• _The exercise_: Locate the word "this" in the data below, then copy every line that holds it.

+ + + +

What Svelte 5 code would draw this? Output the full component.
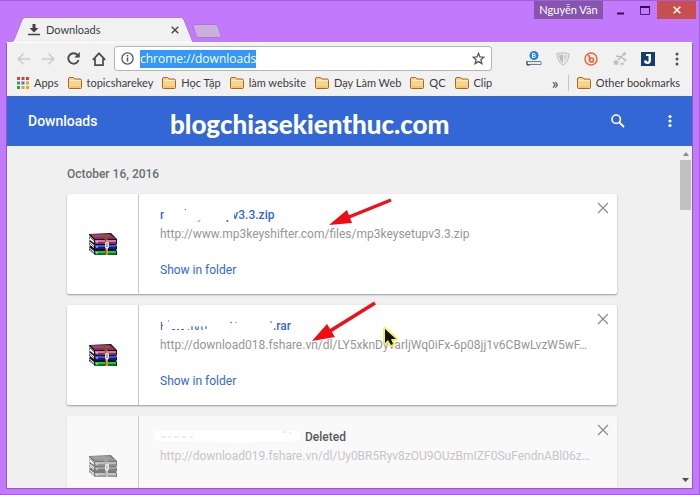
<script>
  import { onMount } from 'svelte';

  let address = $state('chrome://downloads');
  let addressBox;

  const bookmarks = ['topicsharekey', 'Học Tập', 'làm website', 'Dạy Làm Web', 'QC', 'Clip'];
  const appColors = ['#d8432f', '#d8432f', '#d8432f', '#2f9e58', '#3b7de0', '#e8a61c', '#2f9e58', '#e8a61c', '#e8a61c'];

  const items = [
    { name: 'mp3keysetupv3.3.zip', smear: 'first', url: 'http://www.mp3keyshifter.com/files/mp3keysetupv3.3.zip' },
    { name: '.rar', smear: 'second', url: 'http://download018.fshare.vn/dl/LY5xknDyvarljWq0iFx-6p08jj1v6CBwLvzW5wF…' },
    { name: '', smear: 'third', deleted: true, url: 'http://download019.fshare.vn/dl/Uy0BR5Ryv8zOU9OUzBmIZF0SuFendnABl06z…' }
  ];

  onMount(() => {
    addressBox.focus();
    addressBox.select();
  });
</script>

{#snippet folder()}
  <svg class="folder" width="14" height="12" viewBox="0 0 14 12" aria-hidden="true">
    <path d="M.5 10.5V2Q.5.5 2 .5h3.500l1.500 1.500h5Q13.500 2 13.500 3.500v7q0 1-1 1h-11q-1 0-1-1z" fill="#f9d48a" stroke="#9c6b2c" />
    <path d="M1.500 3.500h11" stroke="#fff0c4" />
    <path d="M1.500 10h11" stroke="#eeb55c" />
  </svg>
{/snippet}

{#snippet archive(grey)}
  <svg class:grey width="30" height="23" viewBox="0 0 30 23" aria-hidden="true">
    <path d="M1 1l22-1 6 6v5l-1 1 1 1v3l-1 1 1 1v4H7L1 17v-3l1-1-1-2V8l1-1-1-2z" fill="#171019" />
    <path d="M2 1h20l6 5H7z" fill="#8c2f62" /><path d="M4 2h17l2 2H6z" fill="#a2456f" />
    <path d="M7 7h21v3H7z" fill="#d474b4" /><path d="M7 9h21v2H7z" fill="#81305f" />
    <path d="M7 12h21v2H7z" fill="#3159e4" /><path d="M7 14h21v2H7z" fill="#101b93" />
    <path d="M7 18h21v2H7z" fill="#24c53b" /><path d="M7 20h21v2H7z" fill="#08731b" />
    <path d="M1 2l5 5v3L2 7zM1 8l5 4v3l-4-3zM1 14l5 4v3l-4-4z" fill="#f4f2ec" />
    <path d="M2 4l4 4M2 10l4 4M2 16l4 4" stroke="#777" />
    <path d="M9 8v2M9 13v2M9 19v2" stroke="#f1d9ee" />
    <path d="M13 1h4l3 6v15h-3V7z" fill="#8d5022" /><path d="M18 7h2v15h-2z" fill="#d19145" />
    <path d="M17.500 9.500h3v5h-3z" fill="#55585a" stroke="#e3dfa5" /><path d="M19 10v6" stroke="#fff" />
  </svg>
{/snippet}

<div class="window">
  <header class="titlebar">
    <div class="tab">
      <svg class="tab-shape" viewBox="0 0 184 26" preserveAspectRatio="none" aria-hidden="true">
        <path d="M0 25.500Q3 25 4 23L12 3Q13 .5 15 .5H171Q173 .5 174 3L182 23Q182 25 184 25.500V26H0z" fill="#f2f1f2" stroke="#a983c6" />
        <path d="M0 25.500h184" stroke="#f2f1f2" />
      </svg>
      <svg width="12" height="12" viewBox="0 0 12 12" aria-hidden="true">
        <path d="M4.500 0h3v4h3L6 8.500 1.500 4h3z" fill="#444" /><path d="M0 10.500h12" stroke="#444" stroke-width="1.500" />
      </svg>
      <span class="tab-title">Downloads</span>
      <button class="plain" aria-label="Close tab">
        <svg width="8" height="8" viewBox="0 0 8 8"><path d="M.7.7l6.600 6.600M7.300.7L.7 7.300" stroke="#4c4c4c" stroke-width="1.500" /></svg>
      </button>
    </div>
    <button class="plain new-tab" aria-label="New tab">
      <svg width="30" height="14" viewBox="0 0 30 14"><path d="M2.500.5H23q2 0 3 2l3 9q.5 2-1.500 2H7q-2 0-3-2L1 2Q.5.5 2.500.5z" fill="#c9b1dc" stroke="#a876d3" /></svg>
    </button>
    <div class="window-controls">
      <button class="user">Nguyễn Văn</button>
      <button class="plain win" aria-label="Minimize"><svg width="8" height="10" viewBox="0 0 8 10"><path d="M0 8.500h7" stroke="#32104a" stroke-width="2" /></svg></button>
      <button class="plain win" aria-label="Maximize"><svg width="10" height="9" viewBox="0 0 10 9"><path d="M.5 1h9v7.500h-9zM0 1h10" fill="none" stroke="#4b2068" /><path d="M0 1h10" stroke="#32104a" stroke-width="2" /></svg></button>
      <button class="plain close" aria-label="Close"><svg width="8" height="8" viewBox="0 0 8 8"><path d="M.7.7l6.600 6.600M7.300.7L.7 7.300" stroke="#fff" stroke-width="1.600" /></svg></button>
    </div>
  </header>

  <div class="browser">
    <nav class="toolbar" aria-label="Navigation">
      <button class="plain" aria-label="Back"><svg width="13" height="12" viewBox="0 0 13 12"><path d="M6.500.8L1.200 6l5.300 5.200M1.500 6H13" fill="none" stroke="#ccc" stroke-width="1.600" /></svg></button>
      <button class="plain" aria-label="Forward"><svg width="13" height="12" viewBox="0 0 13 12"><path d="M6.500.8L11.800 6l-5.300 5.200M11.500 6H0" fill="none" stroke="#ccc" stroke-width="1.600" /></svg></button>
      <button class="plain" aria-label="Reload"><svg width="13" height="13" viewBox="0 0 13 13"><path d="M10.600 3.200A5.200 5.200 0 1 0 11.500 8" fill="none" stroke="#4a4a4a" stroke-width="1.900" /><path d="M12.800 0v5.500H7.300z" fill="#4a4a4a" /></svg></button>
      <button class="plain" aria-label="Home"><svg width="14" height="14" viewBox="0 0 14 14"><path d="M.8 7.800L7 1.300l6.200 6.500M3 6.500v6.700h8V6.500" fill="none" stroke="#4a4a4a" stroke-width="1.700" /></svg></button>
      <div class="omnibox">
        <svg width="13" height="13" viewBox="0 0 13 13" aria-hidden="true"><circle cx="6.500" cy="6.500" r="5.600" fill="none" stroke="#555" stroke-width="1.300" /><path d="M6.500 5.500v4M6.500 3v1.500" stroke="#555" stroke-width="1.500" /></svg>
        <input bind:this={addressBox} bind:value={address} aria-label="Address" spellcheck="false" />
        <button class="plain" aria-label="Bookmark this page"><svg width="13" height="13" viewBox="0 0 13 13"><path d="M6.500 1.300l1.500 3.600 3.900.3-3 2.600 1 3.800-3.400-2-3.400 2 1-3.800-3-2.600 3.900-.3z" fill="none" stroke="#555" stroke-width="1.300" /></svg></button>
      </div>
      <div class="extensions">
        <button class="plain" aria-label="Page rank"><svg width="16" height="15" viewBox="0 0 16 15"><circle cx="8" cy="4.500" r="4.500" fill="#2b80dc" /><path d="M6.500 2.500h2q1.500 1 0 2h-2h2.500q1 1.500-.5 2h-2z" fill="none" stroke="#fff" /><path d="M1 10.500h14v3H1z" fill="#fff" stroke="#6d7f98" /><path d="M1 10v4h3" fill="none" stroke="#20457c" /><path d="M4 11.500v1M6 11.500v1M8 11.500v1M10 11.500v1M12 11.500v1" stroke="#8ba0bb" /></svg></button>
        <button class="plain" aria-label="Shield"><svg width="14" height="14" viewBox="0 0 14 14"><path d="M1 1.500L7 .7l6 .8q0 8-6 11.800Q1 9.500 1 1.500z" fill="#e8e8e8" stroke="#bcbcbc" /><path d="M3 3l4-.5V11Q3 8 3 3z" fill="#bdbdbd" /><path d="M8 4h3M8 6h2.500" stroke="#bbb" /></svg></button>
        <button class="plain" aria-label="Bitly"><svg width="14" height="14" viewBox="0 0 14 14"><circle cx="7" cy="7" r="6" fill="#fff1ea" stroke="#e9653b" stroke-width="1.500" /><path d="M4 3.500q1.500 0 1.500 1.500v3" fill="none" stroke="#e9653b" stroke-width="1.700" /><circle cx="7.500" cy="8" r="2" fill="none" stroke="#e9653b" stroke-width="1.700" /></svg></button>
        <button class="plain" aria-label="Connections"><svg width="15" height="14" viewBox="0 0 15 14"><path d="M4 4l5 1 4-4M9 5l4 3M9 5L6 8" fill="none" stroke="#bdbdbd" stroke-width="1.500" /><circle cx="12.500" cy="1.800" r="1.500" fill="#bbb" /><circle cx="13" cy="8" r="1.500" fill="#c4c4c4" /><path d="M4 7l1.200 2 2.300.3-1.700 1.700.5 2.500L4 12.300l-2.300 1.200.5-2.500L.5 9.300 2.800 9z" fill="#c0c0c0" /><path d="M10 9.500l1 1.500h1.500l-1 1.200.3 1.300-1.800-.7-1.500.7.2-1.500-1-1h1.600z" fill="#c7c7c7" /></svg></button>
        <button class="plain" aria-label="Downloader"><svg width="14" height="14" viewBox="0 0 14 14"><path d="M0 0h14v14H0z" fill="#113d70" /><path d="M5 2h5v6q0 4-3.500 4T3 8.500h2.500q.5 1.500 1.500 1T7.500 8V4H5z" fill="#fff" /></svg></button>
        <button class="plain" aria-label="Menu"><svg width="4" height="14" viewBox="0 0 4 14" fill="#505050"><circle cx="2" cy="2" r="1.500" /><circle cx="2" cy="7" r="1.500" /><circle cx="2" cy="12" r="1.500" /></svg></button>
      </div>
    </nav>

    <nav class="bookmarks" aria-label="Bookmarks">
      <a href="#apps">
        <svg width="12" height="12" viewBox="0 0 12 12" aria-hidden="true">
          {#each appColors as color, i}
            <rect x={(i % 3) * 4.5} y={Math.floor(i / 3) * 4.5} width="3" height="3" fill={color} />
          {/each}
        </svg>
        Apps
      </a>
      {#each bookmarks as title}
        <a href="#bookmark">{@render folder()}{title}</a>
      {/each}
      <button class="plain more" aria-label="More bookmarks">»</button>
      <a class="other" href="#other">{@render folder()}Other bookmarks</a>
    </nav>

    <main>
      <div class="appbar">
        <h1>Downloads</h1>
        <span class="watermark">blogchiasekienthuc.com</span>
        <button class="plain" aria-label="Search"><svg width="14" height="14" viewBox="0 0 14 14"><circle cx="5.200" cy="5.200" r="4.200" fill="none" stroke="#fff" stroke-width="1.600" /><path d="M8.300 8.300l4.700 4.700" stroke="#fff" stroke-width="1.900" /></svg></button>
        <button class="plain" aria-label="More actions"><svg width="4" height="14" viewBox="0 0 4 14" fill="#fff"><circle cx="2" cy="2.500" r="1.600" /><circle cx="2" cy="7" r="1.600" /><circle cx="2" cy="11.500" r="1.600" /></svg></button>
      </div>

      <div class="body">
        <div class="scroll">
          <div class="list">
            <h2>October 16, 2016</h2>
            {#each items as item}
              <article class:deleted={item.deleted}>
                <div class="thumb">{@render archive(item.deleted)}</div>
                <div class="details">
                  <div class="name">
                    {#if item.smear === 'first'}
                      <a href="#file">{item.name}</a>
                      <svg class="cover" width="76" height="18" viewBox="0 0 76 18" aria-hidden="true">
                        <path d="M4 0h14v4h8v-1h10v2h18V0h22l-3 14h-8v2h-2v-3H41l-5 4-3-3H14v3h-3v-3H4z" fill="#fff" />
                      </svg>
                    {:else if item.smear === 'second'}
                      <svg width="113" height="14" viewBox="0 0 113 14" aria-hidden="true" fill="none" stroke="#3f6fcf">
                        <path d="M1.500 3v8M2 6.500h1M8 2h1M12 10.500h3M17 10.500h2M21 10.500h3M28 10.500h1M32 7v4M36 7.500q-1 3 1 3t1-3M42 7.500q-1 3 1 3M46 7v3" stroke-width="1.200" />
                        <path d="M70 3l2 1M76 3v1M110 3h2" />
                      </svg><a href="#file">{item.name}</a>
                    {:else}
                      <svg class="wipe" width="148" height="16" viewBox="0 0 148 16" aria-hidden="true">
                        <path d="M0 2h78l2-1 2 1h64v9q-14 2-30 1l-26 2q-12-1-20-1l-68-1z" fill="#fff" />
                        <path d="M7 8h5M14 8h3M20 8h5M28 8h4M36 8h3M129 3h4M135 4h2" stroke="#ddd" />
                      </svg><span class="status">Deleted</span>
                    {/if}
                  </div>
                  <div class="url">{item.url}</div>
                  {#if !item.deleted}
                    <a class="show" href="#folder">Show in folder</a>
                  {/if}
                </div>
                <button class="plain remove" aria-label="Remove from list"><svg width="12" height="12" viewBox="0 0 12 12"><path d="M1 1l10 10M11 1L1 11" stroke="#8c8c8c" stroke-width="1.200" /></svg></button>
              </article>
            {/each}
          </div>
        </div>
        <div class="scrollbar" aria-hidden="true">
          <svg width="6" height="4" viewBox="0 0 6 4"><path d="M0 4l3-4 3 4z" fill="#8b8b8b" /></svg>
          <div class="grip"></div>
          <svg class="down" width="7" height="4" viewBox="0 0 7 4"><path d="M0 0h7L3.500 4z" fill="#4c4c4c" /></svg>
        </div>
      </div>
    </main>
  </div>

  <svg class="marks" width="700" height="495" viewBox="0 0 700 495" aria-hidden="true">
    <path d="M391 200L349 217" stroke="#ee1118" stroke-width="3.500" />
    <path d="M329 225l18-15 5 13z" fill="#f00c12" />
    <path d="M375 303l-45 28" stroke="#ee1118" stroke-width="3.500" />
    <path d="M312 341l15-17 8 13z" fill="#f00c12" />
    <path d="M385 329v14l3-3 3 5 2-1-2-5h5z" fill="#eef03f" stroke="#eef03f" stroke-width="4" stroke-linejoin="round" opacity=".8" />
    <path d="M385 329v14l3-3 3 5 2-1-2-5h5z" fill="#111" />
  </svg>
</div>

<style>
  :global(body) { margin: 0; }
  .window {
    box-sizing: border-box;
    position: relative;
    display: flex;
    flex-direction: column;
    height: 100vh;
    padding: 0 6px 5px;
    overflow: hidden;
    background: #c279fb;
    border: 1px solid #a05fd2;
    border-width: 1px 1px 1px 0;
    font: 12px/16px Lato, "Noto Sans", sans-serif;
    color: #3c3c3c;
  }
  a { color: inherit; text-decoration: none; }
  svg { display: block; flex: none; }
  .plain {
    display: flex;
    align-items: center;
    justify-content: center;
    padding: 0;
    border: 0;
    background: none;
    font: inherit;
    color: inherit;
  }
  .titlebar { display: flex; height: 41px; flex: none; align-items: flex-end; }
  .tab {
    position: relative;
    display: flex;
    align-items: center;
    box-sizing: border-box;
    width: 184px;
    height: 25px;
    margin-left: 4px;
    padding: 0 15px 0 18px;
    gap: 6px;
    font-size: 11px;
  }
  .tab > * { position: relative; }
  .tab > .tab-shape { position: absolute; left: 0; top: 0; width: 100%; height: 26px; }
  .tab-title { flex: 1; }
  .new-tab { margin-bottom: 4px; margin-left: -2px; }
  .window-controls { display: flex; align-self: flex-start; margin-left: auto; margin-right: -3px; height: 18px; }
  .user {
    width: 69px;
    margin-right: 6px;
    padding: 0;
    border: 0;
    background: #8655ae;
    color: #fff;
    font: inherit;
    font-size: 11px;
    line-height: 18px;
  }
  .win { width: 24px; }
  .close { width: 39px; background: #c74f50; }

  .browser {
    display: flex;
    flex-direction: column;
    flex: 1;
    min-height: 0;
    border: 1px solid #8f5abb;
    border-top-color: #fff;
    background: #f2f1f2;
    position: relative;
    z-index: 0;
  }
  .toolbar { display: flex; align-items: center; gap: 12px; height: 31px; padding: 0 13px 0 10px; }
  .omnibox {
    display: flex;
    align-items: center;
    box-sizing: border-box;
    flex: 1;
    height: 25px;
    margin-left: -4px;
    padding: 0 6px;
    gap: 6px;
    background: #fff;
    border: 1px solid #b5b5b5;
    border-radius: 3px;
  }
  input {
    flex: 1;
    min-width: 0;
    padding: 0;
    border: 0;
    outline: 0;
    background: none;
    color: #333;
    font: 12px/18px "Open Sans", "Noto Sans", sans-serif;
  }
  input::selection { background: #3296fb; color: #fff; }
  .extensions { display: flex; align-items: center; gap: 14px; margin-left: 22px; }
  .extensions button:last-child { margin-left: 6px; }

  .bookmarks { display: flex; align-items: center; gap: 9px; height: 18px; padding: 0 12px 4px 10px; white-space: nowrap; font-size: 11px; }
  .bookmarks a { display: flex; align-items: center; gap: 5px; }
  .more { margin-left: auto; font-size: 16px; }
  .bookmarks .other { border-left: 1px solid #c6c6c6; padding-left: 8px; }

  main { display: flex; flex-direction: column; flex: 1; min-height: 0; font-family: Roboto, sans-serif; }
  .appbar {
    position: relative;
    display: flex;
    align-items: center;
    height: 50px;
    flex: none;
    padding: 0 20px 0 21px;
    gap: 43px;
    background: #3367d6;
    color: #fff;
  }
  h1 { flex: 1; margin: 0; font-size: 14px; font-weight: 500; }
  .watermark { position: absolute; left: 163px; top: 12px; font: 900 26px/32px Lato, sans-serif; }
  .body { display: flex; flex: 1; min-height: 0; background: #f0f0f0; }
  .scroll { flex: 1; min-width: 0; overflow: hidden; }
  .list { max-width: 550px; margin: 0 auto; }
  h2 { margin: 0; padding: 20px 0 12px; font-size: 12px; line-height: 16px; font-weight: 500; color: #6b6f73; }
  article {
    display: flex;
    position: relative;
    height: 100px;
    margin-bottom: 11px;
    border-radius: 2px;
    background: #fff;
    box-shadow: 0 1px 2px #999;
  }
  .thumb { display: flex; align-items: center; justify-content: center; width: 71px; flex: none; border-right: 1px solid #c8c8c8; }
  .details { flex: 1; min-width: 0; padding: 12px 24px 0 21px; }
  .name { position: relative; display: flex; align-items: center; height: 18px; font-weight: 500; color: #3367d6; }
  .cover { position: absolute; left: 0; top: 0; }
  .wipe { margin-left: -6px; margin-right: 3px; }
  .status { color: #5a5a5a; }
  .url { line-height: 20px; color: #969696; overflow: hidden; text-overflow: ellipsis; white-space: nowrap; }
  .show { display: inline-block; margin-top: 18px; color: #3367d6; }
  .remove { position: absolute; top: 8px; right: 8px; }
  .deleted { background: #f9f9f9; box-shadow: 0 1px 2px #ccc; }
  .deleted .url { color: #c6c6c6; }
  .grey { filter: grayscale(1); opacity: .55; }
  .scrollbar { display: flex; flex-direction: column; align-items: center; width: 15px; padding: 6px 1px 6px 3px; box-sizing: border-box; }
  .grip { width: 11px; height: 50px; margin-top: 4px; background: #c1c1c1; }
  .down { margin-top: auto; }
  .marks { position: absolute; left: 0; top: -1px; pointer-events: none; z-index: 1; }
</style>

+ + + +

• _The result_:
What Svelte 5 code would draw this? Output the full component.
        <input bind:this={addressBox} bind:value={address} aria-label="Address" spellcheck="false" />
        <button class="plain" aria-label="Bookmark this page"><svg width="13" height="13" viewBox="0 0 13 13"><path d="M6.500 1.300l1.500 3.600 3.900.3-3 2.600 1 3.800-3.400-2-3.400 2 1-3.800-3-2.600 3.900-.3z" fill="none" stroke="#555" stroke-width="1.300" /></svg></button>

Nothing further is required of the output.